» Aim of the exercise
Transcribe the material in full. Nothing should differ except that the pictures are left out.

» Supplied data
## start

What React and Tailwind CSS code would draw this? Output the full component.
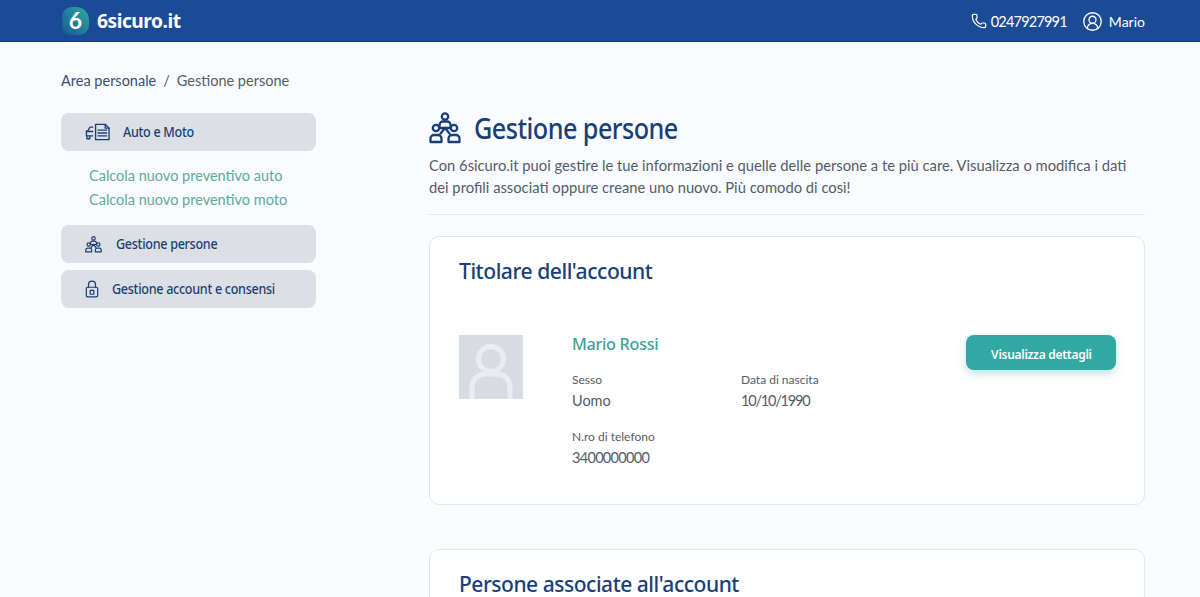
import React from 'react';
import { Phone, CircleUserRound } from 'lucide-react';

const bodyFont = "font-['Lato','Noto_Sans',sans-serif]";
const headFont = "font-['Noto_Sans',sans-serif]";

const PeopleIcon = ({ className }) => (
  <svg viewBox="0 0 32 32" fill="none" stroke="currentColor" strokeWidth="2.3" strokeLinejoin="round" strokeLinecap="round" className={className}>
    <circle cx="16" cy="4.5" r="3.2" />
    <path d="M10.5 16v-3a3.5 3.5 0 0 1 3.5-3.5h4a3.5 3.5 0 0 1 3.5 3.5v3z" />
    <circle cx="7" cy="16" r="3.2" />
    <path d="M1.5 30v-3.5A3.5 3.5 0 0 1 5 23h4a3.5 3.5 0 0 1 3.5 3.5V30z" />
    <circle cx="25" cy="16" r="3.2" />
    <path d="M19.5 30v-3.5A3.5 3.5 0 0 1 23 23h4a3.5 3.5 0 0 1 3.5 3.5V30z" />
    <path d="M16 16l-4.5 5.5M16 16l4.5 5.5" />
  </svg>
);

const CarDocIcon = ({ className }) => (
  <svg viewBox="0 0 26 18" fill="none" stroke="currentColor" strokeWidth="1.4" strokeLinejoin="round" strokeLinecap="round" className={className}>
    <path d="M11 1h10l4 4v12H11V1z" />
    <path d="M21 1v4h4" />
    <path d="M13.5 7h9M13.5 10h9M13.5 13h9" />
    <path d="M8 4H5L3 8H1.5v5H8M2 13v3h3v-3M1.5 8.5H8" />
  </svg>
);

const LockIcon = ({ className }) => (
  <svg viewBox="0 0 16 20" fill="none" stroke="currentColor" strokeWidth="1.4" strokeLinejoin="round" strokeLinecap="round" className={className}>
    <rect x="1.5" y="8" width="13" height="11" rx="1.5" />
    <path d="M4 8V5a4 4 0 0 1 8 0v3" />
    <rect x="6" y="11.5" width="4" height="4.5" />
  </svg>
);

const SideButton = ({ icon, label, pad, gap }) => (
  <div className={`flex items-center h-[38px] rounded-lg bg-[#dcdfe4] ${pad} ${gap}`}>
    {icon}
    <span className={`${headFont} inline-block origin-left scale-x-[0.93] text-[13.5px] font-medium tracking-[-0.3px] whitespace-nowrap text-[#1a3f78]`}>{label}</span>
  </div>
);

const Field = ({ label, value, valueClass, className }) => (
  <div className={className}>
    <div className="text-[12px] leading-[16px] text-[#555c66]">{label}</div>
    <div className={`mt-[3px] text-[14.5px] leading-[20px] text-[#555c66] ${valueClass}`}>{value}</div>
  </div>
);

export default function App() {
  return (
    <div className={`h-[597px] overflow-hidden bg-[#f9fbfe] ${bodyFont}`}>
      <header className="flex h-[42px] items-center justify-between border-b border-[#163c78] bg-[#1b4b97] pl-[62px] pr-[55px]">
        <div className="flex items-center gap-[8px]">
          <div className="flex h-[28px] w-[27px] items-center justify-center rounded-tl-[10px] rounded-tr-[13px] rounded-br-[10px] rounded-bl-[8px] bg-gradient-to-tr from-[#1c5596] via-[#237f9c] to-[#2fae9c] text-[23px] leading-none font-bold text-white">6</div>
          <span className={`${headFont} inline-block origin-left scale-x-[0.96] text-[20px] font-bold tracking-[-0.5px] text-white`}>6sicuro.it</span>
        </div>
        <div className="flex items-center pt-[1px] text-[14.5px] text-white">
          <Phone className="h-[16px] w-[16px]" strokeWidth={1.8} />
          <span className="ml-[4px] mt-[1px] tracking-[-0.8px]">0247927991</span>
          <CircleUserRound className="ml-[15px] h-[21px] w-[21px]" strokeWidth={1.5} />
          <span className="ml-[6px] text-[14px]">Mario</span>
        </div>
      </header>

      <div className="flex pl-[61px] pr-[55px]">
        <aside className="w-[255px] shrink-0">
          <div className="mt-[30px] flex h-[18px] items-center text-[14.5px] text-[#555c66]">
            <span className="text-[#3c4f6b]">Area personale</span>
            <span className="mx-[7px]">/</span>
            <span>Gestione persone</span>
          </div>
          <div className="mt-[23px]">
            <SideButton icon={<CarDocIcon className="h-[18px] w-[25px] text-[#1a3f78]" />} label="Auto e Moto" pad="pl-[24px]" gap="gap-[13px]" />
            <div className="pl-[28px] pt-[13px] pb-[13px] text-[14.5px] leading-[24px] text-[#5fa99b]">
              <div>Calcola nuovo preventivo auto</div>
              <div>Calcola nuovo preventivo moto</div>
            </div>
            <SideButton icon={<PeopleIcon className="h-[17px] w-[17px] text-[#1a3f78]" />} label="Gestione persone" pad="pl-[24px]" gap="gap-[14px]" />
            <div className="mt-[7px]">
              <SideButton icon={<LockIcon className="h-[18px] w-[14px] text-[#1a3f78]" />} label="Gestione account e consensi" pad="pl-[24px]" gap="gap-[13px]" />
            </div>
          </div>
        </aside>

        <main className="ml-[113px] w-[716px]">
          <div className="mt-[70px] flex items-center gap-[13px]">
            <PeopleIcon className="h-[32px] w-[32px] text-[#1a3f78]" />
            <h1 className={`${headFont} inline-block origin-left scale-x-90 text-[28px] leading-[32px] font-medium tracking-[-0.6px] text-[#1a3f78]`}>Gestione persone</h1>
          </div>
          <p className="mt-[10px] border-b border-[#e3e6ea] pb-[16px] text-[14.75px] leading-[22px] text-[#555c66]">
            Con 6sicuro.it puoi gestire le tue informazioni e quelle delle persone a te più care. Visualizza o modifica i dati dei profili associati oppure creane uno nuovo. Più comodo di così!
          </p>

          <section className="mt-[21px] h-[269px] rounded-[10px] border border-[#e3e6ea] bg-white pl-[29px] pr-[28px] pt-[19px]">
            <h2 className={`${headFont} origin-left scale-x-[0.96] text-[22px] leading-[28px] font-medium tracking-[-0.5px] text-[#1a3f78]`}>Titolare dell'account</h2>
            <div className="mt-[51px] flex items-start">
              <div className="flex h-[64px] w-[64px] shrink-0 items-end justify-center overflow-hidden bg-[#d8dce2]">
                <svg viewBox="0 0 64 64" className="h-[64px] w-[64px]" fill="none" stroke="#e9ecf0" strokeWidth="5">
                  <circle cx="32" cy="24" r="12.5" />
                  <path d="M13 64V52a13 13 0 0 1 13-13h12a13 13 0 0 1 13 13v12" />
                </svg>
              </div>
              <div className="ml-[49px] flex-1">
                <div className={`${headFont} origin-left scale-x-[0.98] text-[16.5px] leading-[18px] font-medium tracking-[-0.3px] text-[#3fa295]`}>Mario Rossi</div>
                <div className="mt-[19px] flex">
                  <Field label="Sesso" value="Uomo" className="w-[169px]" />
                  <Field label="Data di nascita" value="10/10/1990" valueClass="tracking-[-1.2px]" />
                </div>
                <Field label="N.ro di telefono" value="3400000000" valueClass="tracking-[-0.7px]" className="mt-[18px]" />
              </div>
              <button className="h-[35px] w-[150px] rounded-lg bg-[#2fa9a2] shadow-[0_4px_8px_rgba(47,169,162,0.3)]">
                <span className={`${headFont} inline-block scale-x-[0.925] text-[13px] font-semibold tracking-[-0.3px] whitespace-nowrap text-white`}>Visualizza dettagli</span>
              </button>
            </div>
          </section>

          <section className="mt-[44px] rounded-[10px] border border-[#e3e6ea] bg-white pl-[29px] pt-[19px] pb-[40px]">
            <h2 className={`${headFont} origin-left scale-x-[0.955] text-[22px] leading-[28px] font-medium tracking-[-0.5px] text-[#1a3f78]`}>Persone associate all'account</h2>
          </section>
        </main>
      </div>
    </div>
  );
}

## end

» Answer to this problem
What React and Tailwind CSS code would draw this? Output the full component.
import React from 'react';
import { Phone, CircleUserRound } from 'lucide-react';

const bodyFont = "font-['Lato','Noto_Sans',sans-serif]";
const headFont = "font-['Noto_Sans',sans-serif]";

const PeopleIcon = ({ className }) => (
  <svg viewBox="0 0 32 32" fill="none" stroke="currentColor" strokeWidth="2.3" strokeLinejoin="round" strokeLinecap="round" className={className}>
    <circle cx="16" cy="4.5" r="3.2" />
    <path d="M10.5 16v-3a3.5 3.5 0 0 1 3.5-3.5h4a3.5 3.5 0 0 1 3.5 3.5v3z" />
    <circle cx="7" cy="16" r="3.2" />
    <path d="M1.5 30v-3.5A3.5 3.5 0 0 1 5 23h4a3.5 3.5 0 0 1 3.5 3.5V30z" />
    <circle cx="25" cy="16" r="3.2" />
    <path d="M19.5 30v-3.5A3.5 3.5 0 0 1 23 23h4a3.5 3.5 0 0 1 3.5 3.5V30z" />
    <path d="M16 16l-4.5 5.5M16 16l4.5 5.5" />
  </svg>
);

const CarDocIcon = ({ className }) => (
  <svg viewBox="0 0 26 18" fill="none" stroke="currentColor" strokeWidth="1.4" strokeLinejoin="round" strokeLinecap="round" className={className}>
    <path d="M11 1h10l4 4v12H11V1z" />
    <path d="M21 1v4h4" />
    <path d="M13.5 7h9M13.5 10h9M13.5 13h9" />
    <path d="M8 4H5L3 8H1.5v5H8M2 13v3h3v-3M1.5 8.5H8" />
  </svg>
);

const LockIcon = ({ className }) => (
  <svg viewBox="0 0 16 20" fill="none" stroke="currentColor" strokeWidth="1.4" strokeLinejoin="round" strokeLinecap="round" className={className}>
    <rect x="1.5" y="8" width="13" height="11" rx="1.5" />
    <path d="M4 8V5a4 4 0 0 1 8 0v3" />
    <rect x="6" y="11.5" width="4" height="4.5" />
  </svg>
);

const SideButton = ({ icon, label, pad, gap }) => (
  <div className={`flex items-center h-[38px] rounded-lg bg-[#dcdfe4] ${pad} ${gap}`}>
    {icon}
    <span className={`${headFont} inline-block origin-left scale-x-[0.93] text-[13.5px] font-medium tracking-[-0.3px] whitespace-nowrap text-[#1a3f78]`}>{label}</span>
  </div>
);

const Field = ({ label, value, valueClass, className }) => (
  <div className={className}>
    <div className="text-[12px] leading-[16px] text-[#555c66]">{label}</div>
    <div className={`mt-[3px] text-[14.5px] leading-[20px] text-[#555c66] ${valueClass}`}>{value}</div>
  </div>
);

export default function App() {
  return (
    <div className={`h-[597px] overflow-hidden bg-[#f9fbfe] ${bodyFont}`}>
      <header className="flex h-[42px] items-center justify-between border-b border-[#163c78] bg-[#1b4b97] pl-[62px] pr-[55px]">
        <div className="flex items-center gap-[8px]">
          <div className="flex h-[28px] w-[27px] items-center justify-center rounded-tl-[10px] rounded-tr-[13px] rounded-br-[10px] rounded-bl-[8px] bg-gradient-to-tr from-[#1c5596] via-[#237f9c] to-[#2fae9c] text-[23px] leading-none font-bold text-white">6</div>
          <span className={`${headFont} inline-block origin-left scale-x-[0.96] text-[20px] font-bold tracking-[-0.5px] text-white`}>6sicuro.it</span>
        </div>
        <div className="flex items-center pt-[1px] text-[14.5px] text-white">
          <Phone className="h-[16px] w-[16px]" strokeWidth={1.8} />
          <span className="ml-[4px] mt-[1px] tracking-[-0.8px]">0247927991</span>
          <CircleUserRound className="ml-[15px] h-[21px] w-[21px]" strokeWidth={1.5} />
          <span className="ml-[6px] text-[14px]">Mario</span>
        </div>
      </header>

      <div className="flex pl-[61px] pr-[55px]">
        <aside className="w-[255px] shrink-0">
          <div className="mt-[30px] flex h-[18px] items-center text-[14.5px] text-[#555c66]">
            <span className="text-[#3c4f6b]">Area personale</span>
            <span className="mx-[7px]">/</span>
            <span>Gestione persone</span>
          </div>
          <div className="mt-[23px]">
            <SideButton icon={<CarDocIcon className="h-[18px] w-[25px] text-[#1a3f78]" />} label="Auto e Moto" pad="pl-[24px]" gap="gap-[13px]" />
            <div className="pl-[28px] pt-[13px] pb-[13px] text-[14.5px] leading-[24px] text-[#5fa99b]">
              <div>Calcola nuovo preventivo auto</div>
              <div>Calcola nuovo preventivo moto</div>
            </div>
            <SideButton icon={<PeopleIcon className="h-[17px] w-[17px] text-[#1a3f78]" />} label="Gestione persone" pad="pl-[24px]" gap="gap-[14px]" />
            <div className="mt-[7px]">
              <SideButton icon={<LockIcon className="h-[18px] w-[14px] text-[#1a3f78]" />} label="Gestione account e consensi" pad="pl-[24px]" gap="gap-[13px]" />
            </div>
          </div>
        </aside>

        <main className="ml-[113px] w-[716px]">
          <div className="mt-[70px] flex items-center gap-[13px]">
            <PeopleIcon className="h-[32px] w-[32px] text-[#1a3f78]" />
            <h1 className={`${headFont} inline-block origin-left scale-x-90 text-[28px] leading-[32px] font-medium tracking-[-0.6px] text-[#1a3f78]`}>Gestione persone</h1>
          </div>
          <p className="mt-[10px] border-b border-[#e3e6ea] pb-[16px] text-[14.75px] leading-[22px] text-[#555c66]">
            Con 6sicuro.it puoi gestire le tue informazioni e quelle delle persone a te più care. Visualizza o modifica i dati dei profili associati oppure creane uno nuovo. Più comodo di così!
          </p>

          <section className="mt-[21px] h-[269px] rounded-[10px] border border-[#e3e6ea] bg-white pl-[29px] pr-[28px] pt-[19px]">
            <h2 className={`${headFont} origin-left scale-x-[0.96] text-[22px] leading-[28px] font-medium tracking-[-0.5px] text-[#1a3f78]`}>Titolare dell'account</h2>
            <div className="mt-[51px] flex items-start">
              <div className="flex h-[64px] w-[64px] shrink-0 items-end justify-center overflow-hidden bg-[#d8dce2]">
                <svg viewBox="0 0 64 64" className="h-[64px] w-[64px]" fill="none" stroke="#e9ecf0" strokeWidth="5">
                  <circle cx="32" cy="24" r="12.5" />
                  <path d="M13 64V52a13 13 0 0 1 13-13h12a13 13 0 0 1 13 13v12" />
                </svg>
              </div>
              <div className="ml-[49px] flex-1">
                <div className={`${headFont} origin-left scale-x-[0.98] text-[16.5px] leading-[18px] font-medium tracking-[-0.3px] text-[#3fa295]`}>Mario Rossi</div>
                <div className="mt-[19px] flex">
                  <Field label="Sesso" value="Uomo" className="w-[169px]" />
                  <Field label="Data di nascita" value="10/10/1990" valueClass="tracking-[-1.2px]" />
                </div>
                <Field label="N.ro di telefono" value="3400000000" valueClass="tracking-[-0.7px]" className="mt-[18px]" />
              </div>
              <button className="h-[35px] w-[150px] rounded-lg bg-[#2fa9a2] shadow-[0_4px_8px_rgba(47,169,162,0.3)]">
                <span className={`${headFont} inline-block scale-x-[0.925] text-[13px] font-semibold tracking-[-0.3px] whitespace-nowrap text-white`}>Visualizza dettagli</span>
              </button>
            </div>
          </section>

          <section className="mt-[44px] rounded-[10px] border border-[#e3e6ea] bg-white pl-[29px] pt-[19px] pb-[40px]">
            <h2 className={`${headFont} origin-left scale-x-[0.955] text-[22px] leading-[28px] font-medium tracking-[-0.5px] text-[#1a3f78]`}>Persone associate all'account</h2>
          </section>
        </main>
      </div>
    </div>
  );
}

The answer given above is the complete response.